Westendorp: Es gab schon so einige Meilensteine bei „TV Movie“ - immerhin feiern wir nächstes Jahr schon unseren 25. Geburtstag. Die Geschichte von „TV Movie“ begann in einer Zeit, in der RTL nach Deutschland gezogen ist und durch die Privatsender plötzlich viel mehr Hollywood-Filme im Fernsehen zu sehen waren. Dann kam die zweite Generation der Privatsender mit RTL II, Vox und Kabelkanal. Das Pay-TV hat in Deutschland auch bekanntlich viele Anläufe gebraucht. Premiere damals mit einem einzigen Kanal. Daraus hat sich ja einiges entwickelt bis hin zu der im deutschen Fernsehen eingesetzten Fragmentierung. Dazu kommt jetzt die Herausforderung der non-linearen Programmanbieter. Aus unserer Sicht ist es nie wirklich langweilig geworden im deutschen Fernsehen.

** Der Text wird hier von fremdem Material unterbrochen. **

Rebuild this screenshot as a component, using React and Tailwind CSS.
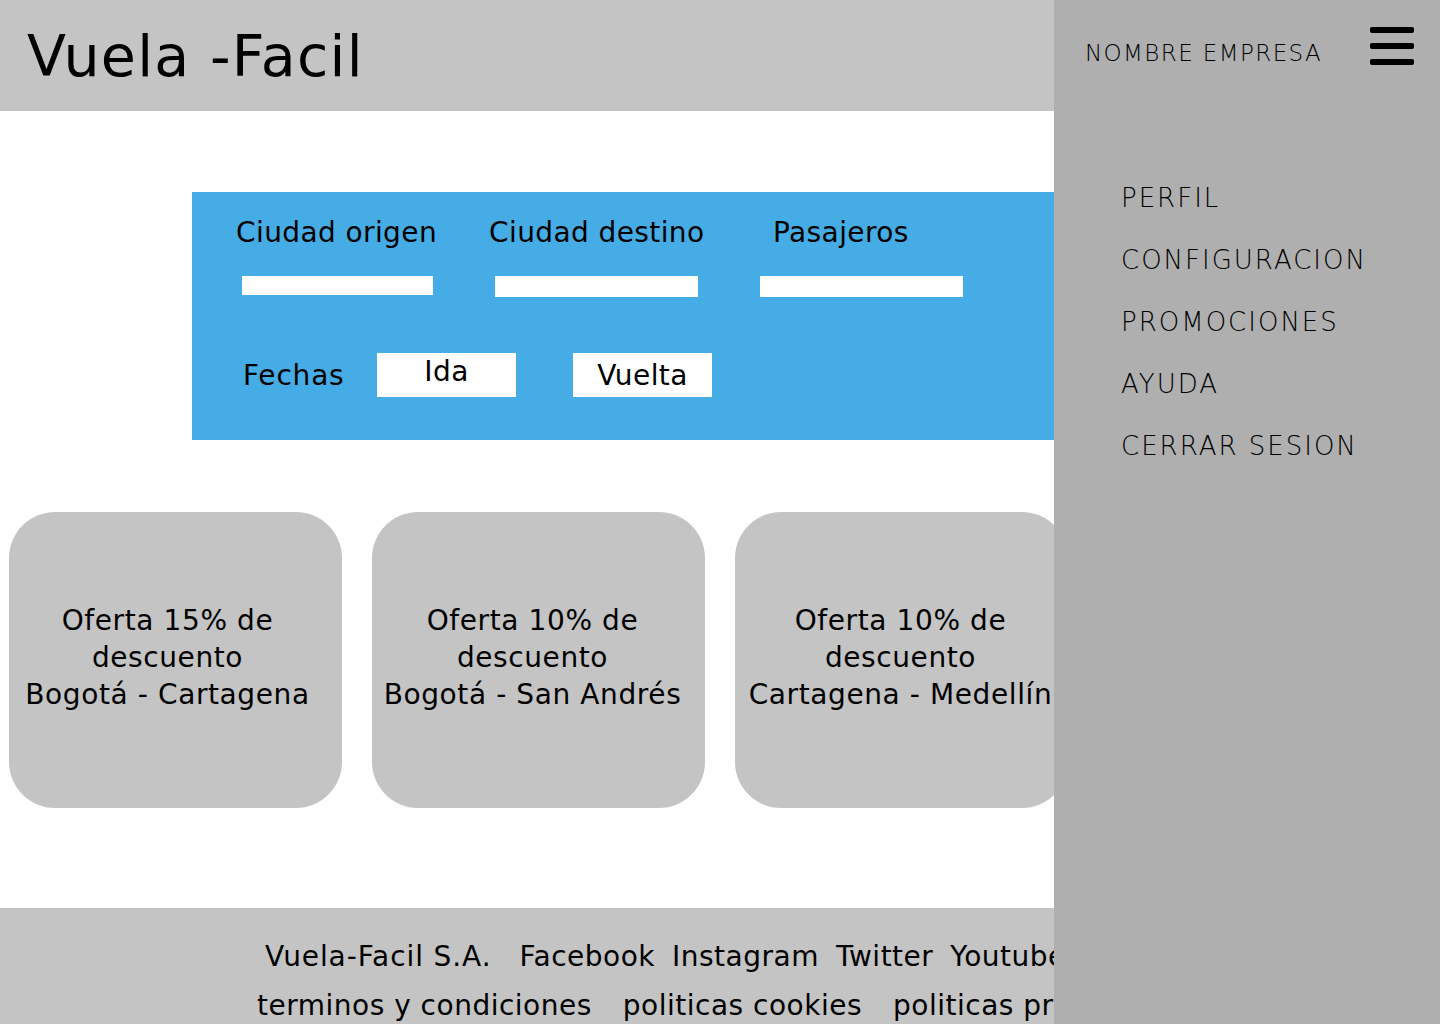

Dafür sorgt ja im Zweifel auch mal „TV Movie“ - mit fragwürdigem Clickbaiting mit Krebserkrankung. Wie sehr ärgert sowas? Zu verantworten hatte das zwar die Bauer Xcel Media, aber ihr Name wird nun mal mit „TV Movie“ verbunden…

Westendorp: Also erst einmal: Ich bin grundsätzlich sehr zufrieden mit der Arbeit meiner Kollegen, die Online verantworten. Dazu muss man wissen, dass wir eine Trennung zwischen Print und Online praktizieren. Da gibt es unterschiedliche Strategien im Markt. Bei Bauer wird das getrennt gemanagt, weil man unterschiedliche Zielgruppen erreichen will und dafür eine entsprechend individuelle Ansprache sucht. Es gab diesen Fall, bei dem die Kollegen übers Ziel hinausgeschossen sind. Das war etwas, was sicherlich auch aufs Print-Produkt und die Marke „TV Movie“ zurückfällt. Wir haben das noch am gleichen Abend korrigiert und uns sofort entschuldigt. Dieser Ausrutscher tut mir sehr leid – das sage ich auch stellvertretend für die Digitalkollegen, da wir uns in der Sache vollkommen einig sind. Eine solche Geschichte sollte sich nicht wiederholen.

Herr Westendorp, Frau Meißner, herzlichen Dank für das Gespräch.